> _Stated task_
Search the listing below for "React". Copy each matching line.
────
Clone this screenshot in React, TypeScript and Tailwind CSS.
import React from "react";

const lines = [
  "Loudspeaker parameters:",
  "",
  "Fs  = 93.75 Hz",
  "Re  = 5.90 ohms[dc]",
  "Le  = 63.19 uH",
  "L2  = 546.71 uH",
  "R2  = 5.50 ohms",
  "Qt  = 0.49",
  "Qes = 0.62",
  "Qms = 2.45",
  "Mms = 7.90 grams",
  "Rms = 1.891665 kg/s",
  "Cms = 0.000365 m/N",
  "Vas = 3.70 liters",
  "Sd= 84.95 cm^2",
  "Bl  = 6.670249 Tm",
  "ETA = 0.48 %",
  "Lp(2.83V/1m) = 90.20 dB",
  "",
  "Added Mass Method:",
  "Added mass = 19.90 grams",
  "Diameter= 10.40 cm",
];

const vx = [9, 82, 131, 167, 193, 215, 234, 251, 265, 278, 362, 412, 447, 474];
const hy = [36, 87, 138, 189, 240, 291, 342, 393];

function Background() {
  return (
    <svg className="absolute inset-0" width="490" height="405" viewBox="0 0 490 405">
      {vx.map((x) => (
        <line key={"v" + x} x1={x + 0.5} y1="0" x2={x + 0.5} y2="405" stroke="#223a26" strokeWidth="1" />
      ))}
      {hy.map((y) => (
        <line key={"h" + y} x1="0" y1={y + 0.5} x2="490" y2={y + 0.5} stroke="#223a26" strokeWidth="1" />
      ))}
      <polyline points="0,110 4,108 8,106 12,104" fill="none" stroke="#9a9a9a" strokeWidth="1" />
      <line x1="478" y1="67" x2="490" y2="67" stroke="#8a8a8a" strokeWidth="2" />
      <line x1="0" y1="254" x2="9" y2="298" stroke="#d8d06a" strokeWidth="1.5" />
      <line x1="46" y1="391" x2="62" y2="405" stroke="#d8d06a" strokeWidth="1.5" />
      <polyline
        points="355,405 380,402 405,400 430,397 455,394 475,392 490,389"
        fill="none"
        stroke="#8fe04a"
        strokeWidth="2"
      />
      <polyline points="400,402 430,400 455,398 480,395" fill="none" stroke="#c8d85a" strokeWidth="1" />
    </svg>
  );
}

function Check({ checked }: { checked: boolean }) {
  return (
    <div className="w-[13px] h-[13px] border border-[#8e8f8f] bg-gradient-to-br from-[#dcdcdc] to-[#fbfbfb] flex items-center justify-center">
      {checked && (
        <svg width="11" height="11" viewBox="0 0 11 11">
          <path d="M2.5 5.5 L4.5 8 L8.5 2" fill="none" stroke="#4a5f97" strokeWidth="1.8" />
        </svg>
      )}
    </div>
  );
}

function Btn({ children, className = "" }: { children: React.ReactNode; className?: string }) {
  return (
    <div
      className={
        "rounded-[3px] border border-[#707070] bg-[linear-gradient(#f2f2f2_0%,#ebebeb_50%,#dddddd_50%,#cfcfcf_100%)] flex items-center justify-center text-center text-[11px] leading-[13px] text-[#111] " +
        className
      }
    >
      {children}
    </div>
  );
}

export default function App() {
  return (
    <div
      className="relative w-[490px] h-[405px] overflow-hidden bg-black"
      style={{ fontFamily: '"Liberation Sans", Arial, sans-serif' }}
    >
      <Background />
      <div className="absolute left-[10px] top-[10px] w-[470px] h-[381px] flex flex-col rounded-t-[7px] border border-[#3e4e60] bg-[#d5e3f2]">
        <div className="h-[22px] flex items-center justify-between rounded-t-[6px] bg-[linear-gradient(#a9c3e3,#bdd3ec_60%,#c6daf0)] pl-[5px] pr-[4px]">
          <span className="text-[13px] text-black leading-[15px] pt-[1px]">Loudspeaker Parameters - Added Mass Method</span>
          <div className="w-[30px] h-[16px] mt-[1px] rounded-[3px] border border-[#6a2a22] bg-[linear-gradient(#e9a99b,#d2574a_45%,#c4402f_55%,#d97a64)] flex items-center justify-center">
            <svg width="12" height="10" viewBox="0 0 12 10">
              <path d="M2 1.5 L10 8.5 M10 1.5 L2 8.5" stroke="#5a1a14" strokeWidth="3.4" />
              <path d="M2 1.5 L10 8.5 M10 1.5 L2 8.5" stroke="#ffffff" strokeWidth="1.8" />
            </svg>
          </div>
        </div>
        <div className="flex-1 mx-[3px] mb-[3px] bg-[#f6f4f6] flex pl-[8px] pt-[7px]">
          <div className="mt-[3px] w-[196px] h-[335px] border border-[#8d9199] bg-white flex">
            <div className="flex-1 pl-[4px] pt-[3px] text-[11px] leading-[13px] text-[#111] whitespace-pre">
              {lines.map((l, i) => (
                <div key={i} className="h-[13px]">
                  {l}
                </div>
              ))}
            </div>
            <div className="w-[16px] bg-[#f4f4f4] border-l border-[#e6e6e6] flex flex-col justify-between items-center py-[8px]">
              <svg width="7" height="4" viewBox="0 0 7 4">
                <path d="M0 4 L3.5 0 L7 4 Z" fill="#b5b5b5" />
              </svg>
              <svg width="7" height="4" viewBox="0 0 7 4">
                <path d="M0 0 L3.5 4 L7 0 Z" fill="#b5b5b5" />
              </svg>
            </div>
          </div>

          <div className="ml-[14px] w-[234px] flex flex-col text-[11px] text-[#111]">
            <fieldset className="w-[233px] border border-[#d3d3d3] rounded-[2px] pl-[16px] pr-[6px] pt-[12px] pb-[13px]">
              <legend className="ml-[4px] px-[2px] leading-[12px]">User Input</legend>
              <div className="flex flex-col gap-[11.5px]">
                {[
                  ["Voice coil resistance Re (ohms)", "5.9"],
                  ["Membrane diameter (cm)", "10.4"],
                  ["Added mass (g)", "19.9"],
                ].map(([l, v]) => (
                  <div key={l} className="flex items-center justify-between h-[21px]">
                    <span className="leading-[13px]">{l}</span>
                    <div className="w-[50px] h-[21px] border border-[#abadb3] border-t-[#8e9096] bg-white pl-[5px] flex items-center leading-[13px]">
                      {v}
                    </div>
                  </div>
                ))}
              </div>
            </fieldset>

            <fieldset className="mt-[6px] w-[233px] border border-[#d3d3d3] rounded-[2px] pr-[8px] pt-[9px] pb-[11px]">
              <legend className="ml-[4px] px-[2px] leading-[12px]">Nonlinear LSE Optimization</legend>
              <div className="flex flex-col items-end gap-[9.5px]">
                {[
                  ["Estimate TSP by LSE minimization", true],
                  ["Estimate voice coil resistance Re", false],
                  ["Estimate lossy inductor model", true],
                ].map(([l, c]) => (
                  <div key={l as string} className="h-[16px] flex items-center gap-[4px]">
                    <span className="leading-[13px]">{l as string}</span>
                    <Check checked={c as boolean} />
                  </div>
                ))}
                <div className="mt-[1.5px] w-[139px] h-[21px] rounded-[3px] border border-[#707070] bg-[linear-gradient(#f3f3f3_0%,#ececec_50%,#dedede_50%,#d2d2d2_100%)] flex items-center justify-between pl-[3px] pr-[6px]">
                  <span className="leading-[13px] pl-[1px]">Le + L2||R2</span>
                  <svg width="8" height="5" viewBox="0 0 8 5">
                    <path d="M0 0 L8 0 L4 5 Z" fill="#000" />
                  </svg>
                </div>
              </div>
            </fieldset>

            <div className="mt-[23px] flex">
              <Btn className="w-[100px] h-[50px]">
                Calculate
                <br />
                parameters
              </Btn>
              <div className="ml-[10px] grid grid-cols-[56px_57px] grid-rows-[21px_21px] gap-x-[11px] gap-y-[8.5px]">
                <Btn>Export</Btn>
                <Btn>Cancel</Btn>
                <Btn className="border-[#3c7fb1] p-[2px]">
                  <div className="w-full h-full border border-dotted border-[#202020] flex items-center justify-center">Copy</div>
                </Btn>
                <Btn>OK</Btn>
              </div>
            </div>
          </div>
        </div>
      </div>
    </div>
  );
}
────
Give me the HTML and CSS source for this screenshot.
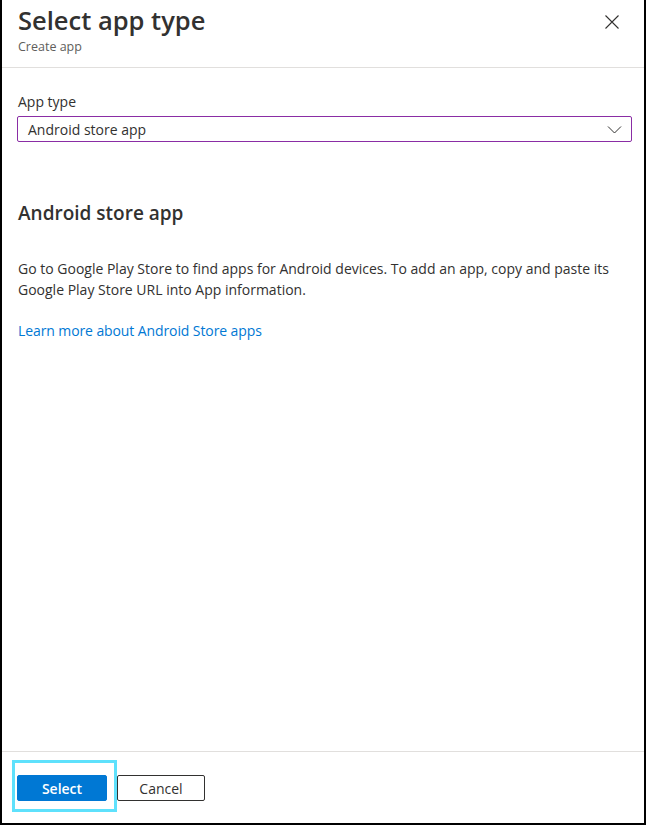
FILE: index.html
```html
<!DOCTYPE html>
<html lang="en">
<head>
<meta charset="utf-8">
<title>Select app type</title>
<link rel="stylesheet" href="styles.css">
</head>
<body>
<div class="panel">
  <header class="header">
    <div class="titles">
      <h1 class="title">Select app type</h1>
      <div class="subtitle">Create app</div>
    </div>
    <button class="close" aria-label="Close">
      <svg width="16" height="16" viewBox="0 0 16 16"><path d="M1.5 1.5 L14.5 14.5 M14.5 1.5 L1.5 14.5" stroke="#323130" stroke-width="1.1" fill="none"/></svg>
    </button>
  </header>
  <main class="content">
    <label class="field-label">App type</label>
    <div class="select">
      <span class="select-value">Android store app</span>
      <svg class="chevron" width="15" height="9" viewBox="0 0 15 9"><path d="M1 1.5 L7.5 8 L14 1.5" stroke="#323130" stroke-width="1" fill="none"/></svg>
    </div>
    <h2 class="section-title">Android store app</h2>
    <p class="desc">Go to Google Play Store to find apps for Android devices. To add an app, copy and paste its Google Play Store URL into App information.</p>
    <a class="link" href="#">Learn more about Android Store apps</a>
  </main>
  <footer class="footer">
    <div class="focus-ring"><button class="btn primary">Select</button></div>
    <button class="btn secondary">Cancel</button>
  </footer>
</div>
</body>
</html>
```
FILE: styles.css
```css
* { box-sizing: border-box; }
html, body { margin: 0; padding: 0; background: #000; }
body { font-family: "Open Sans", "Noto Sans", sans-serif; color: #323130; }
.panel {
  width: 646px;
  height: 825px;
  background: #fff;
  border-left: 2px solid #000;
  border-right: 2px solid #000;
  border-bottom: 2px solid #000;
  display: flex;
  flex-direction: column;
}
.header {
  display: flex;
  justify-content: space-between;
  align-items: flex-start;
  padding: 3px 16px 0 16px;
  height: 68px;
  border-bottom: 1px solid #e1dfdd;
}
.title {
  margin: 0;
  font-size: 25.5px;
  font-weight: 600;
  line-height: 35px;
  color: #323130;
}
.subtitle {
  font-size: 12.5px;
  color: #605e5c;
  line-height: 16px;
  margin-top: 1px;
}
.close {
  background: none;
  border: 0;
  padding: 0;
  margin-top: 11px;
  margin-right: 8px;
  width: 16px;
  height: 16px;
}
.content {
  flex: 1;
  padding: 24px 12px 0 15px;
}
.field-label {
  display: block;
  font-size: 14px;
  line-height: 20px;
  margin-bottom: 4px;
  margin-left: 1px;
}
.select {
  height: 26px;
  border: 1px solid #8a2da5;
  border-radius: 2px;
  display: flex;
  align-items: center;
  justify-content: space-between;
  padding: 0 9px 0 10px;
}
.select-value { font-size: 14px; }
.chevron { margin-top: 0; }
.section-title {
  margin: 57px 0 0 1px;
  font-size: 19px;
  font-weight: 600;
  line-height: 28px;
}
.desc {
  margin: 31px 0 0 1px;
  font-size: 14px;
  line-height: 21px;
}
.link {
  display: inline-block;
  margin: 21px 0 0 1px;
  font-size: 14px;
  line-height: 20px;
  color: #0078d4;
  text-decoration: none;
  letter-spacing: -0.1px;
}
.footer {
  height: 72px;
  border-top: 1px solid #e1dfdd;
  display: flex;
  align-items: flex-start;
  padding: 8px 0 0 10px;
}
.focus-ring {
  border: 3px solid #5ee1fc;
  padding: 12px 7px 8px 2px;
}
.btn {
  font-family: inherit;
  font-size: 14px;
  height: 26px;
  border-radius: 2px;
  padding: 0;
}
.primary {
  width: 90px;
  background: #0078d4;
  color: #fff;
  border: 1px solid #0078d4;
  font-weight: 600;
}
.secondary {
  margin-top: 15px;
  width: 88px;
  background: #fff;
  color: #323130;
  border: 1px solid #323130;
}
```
────
> _Expected answer_
Clone this screenshot in React, TypeScript and Tailwind CSS.
import React from "react";
function Btn({ children, className = "" }: { children: React.ReactNode; className?: string }) {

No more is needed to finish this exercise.